Intanto forse si potrebbe tornare ad una imposta di bollo sui passaggi di proprietà dei titoli (tipo il vecchio fissato bollato), che non dovrebbe essere neanche troppo complessa da applicare in un mondo di transazioni tutte telematiche.
Il vantaggio sarebbe di tassare di più chi fa molte operazioni che sono indice di attività speculativa.

Gigi ha detto...

Lucida analisi che condivido in pieno. Tremonti si dimostra ancora una volta un tributarista di provincia e non dà modo di dimostrare minime competenze economiche.
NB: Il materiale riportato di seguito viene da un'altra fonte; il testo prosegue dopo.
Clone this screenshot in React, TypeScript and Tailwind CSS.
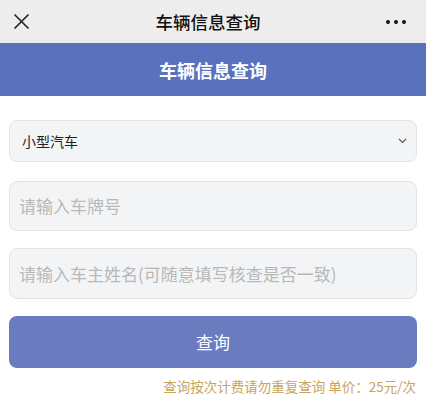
import React from 'react';

const font = { fontFamily: '"Noto Sans CJK SC", "Noto Sans", sans-serif' };

export default function App() {
  return (
    <div className="w-[426px] h-[400px] bg-white overflow-hidden flex flex-col" style={font}>
      {/* top nav */}
      <div className="h-[43px] bg-[#ededed] flex items-center justify-between px-[13px] shrink-0">
        <svg width="17" height="17" viewBox="0 0 17 17" className="text-[#222]">
          <path d="M1.5 1.5 L15.5 15.5 M15.5 1.5 L1.5 15.5" stroke="currentColor" strokeWidth="1.6" fill="none" />
        </svg>
        <div className="text-[17.5px] text-[#111] leading-none font-medium">车辆信息查询</div>
        <div className="flex items-center gap-[4px] pr-[7px]">
          <span className="w-[4px] h-[4px] rounded-full bg-[#111]" />
          <span className="w-[4px] h-[4px] rounded-full bg-[#111]" />
          <span className="w-[4px] h-[4px] rounded-full bg-[#111]" />
        </div>
      </div>

      {/* header */}
      <div className="h-[53px] bg-[#5a72be] flex items-center justify-center shrink-0">
        <div className="text-white text-[18px] font-bold leading-none">车辆信息查询</div>
      </div>

      {/* form */}
      <div className="flex flex-col px-[9px] pt-[24px]">
        <div className="h-[42px] rounded-[8px] border border-[#e3e4e8] bg-[#f3f4f6] flex items-center justify-between pl-[12px] pr-[9px]">
          <span className="text-[14px] text-[#222]">小型汽车</span>
          <svg width="9" height="6" viewBox="0 0 9 6">
            <path d="M1 1 L4.5 4.5 L8 1" stroke="#555" strokeWidth="1.1" fill="none" />
          </svg>
        </div>
        <div className="h-[50px] mt-[19px] rounded-[8px] border border-[#e3e4e8] bg-[#f3f4f6] flex items-center px-[9px]">
          <span className="text-[17px] text-[#b8b8b8]">请输入车牌号</span>
        </div>
        <div className="h-[51px] mt-[17px] rounded-[8px] border border-[#e3e4e8] bg-[#f3f4f6] flex items-center px-[9px]">
          <span className="text-[17px] text-[#b8b8b8]">请输入车主姓名(可随意填写核查是否一致)</span>
        </div>
        <button className="h-[52px] mt-[17px] rounded-[8px] bg-[#6a7bc0] text-white text-[17px] flex items-center justify-center">
          查询
        </button>
        <div className="mt-[12px] text-right text-[13.5px] text-[#c9a45c] leading-none pr-[1px]">
          查询按次计费请勿重复查询 单价：25元/次
        </div>
      </div>
    </div>
  );
}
A tenere chiusa la borsa (cosa non facile comunque) bastava un ministro qualunque solo un po' testardo. Per fare una politica economica e finanziaria servono neuroni che al momento scarseggiano, o in altre faccende affacendati.

Anonimo ha detto...

Gigi: non è un problema di neuroni mancanti, è la vittoria del cinismo e della sfiducia. Occorre un movimento dal basso per convincere i politici a essere meno cinici e più coraggiosi, quindi intelligenti rispetto alla realtà.

Anonimo ha detto...

@Dario: stai parlando forse dell'imposta sui dividendi applicata agli azionisti non qualificati che produce il 12,5% + 27,5%. Quello è un altro discorso che riguarda il reddito di impresa distribuito, lì si dovrebbe confrontare con la tassazione di un'impresa individuale o di una società di persone, che è progressiva.
Riguardo al fissato bollato, concordo con Trichet, per il quale non si può introdurre la Tobin tax in un paese o un in un'area valutaria senza far migrare tutto il trading altrove.

Dario Boilini ha detto...

Parlavo anche di quello e, attenzione, produce quella tassazione solo per chi è soggetto a ritenuta a titolo di imposta.

Gigi ha detto...

Basilea 4 potrebbe prevedere una tassazione minima standard 0.xxx% sul transato destinata ad un fondo di garanzia interbancaria su base nazionale (Tobin tax reloaded?). Impossibile?

Claudio ha detto...

Grazie per le informazioni di notevole valore. Sul fatto che occorra un movimento dal basso spero che presto si alzi un vento nuovo, dove anche l'inesperienza possa giocare un ruolo importante! Serve strategia e senso di responsabilita'!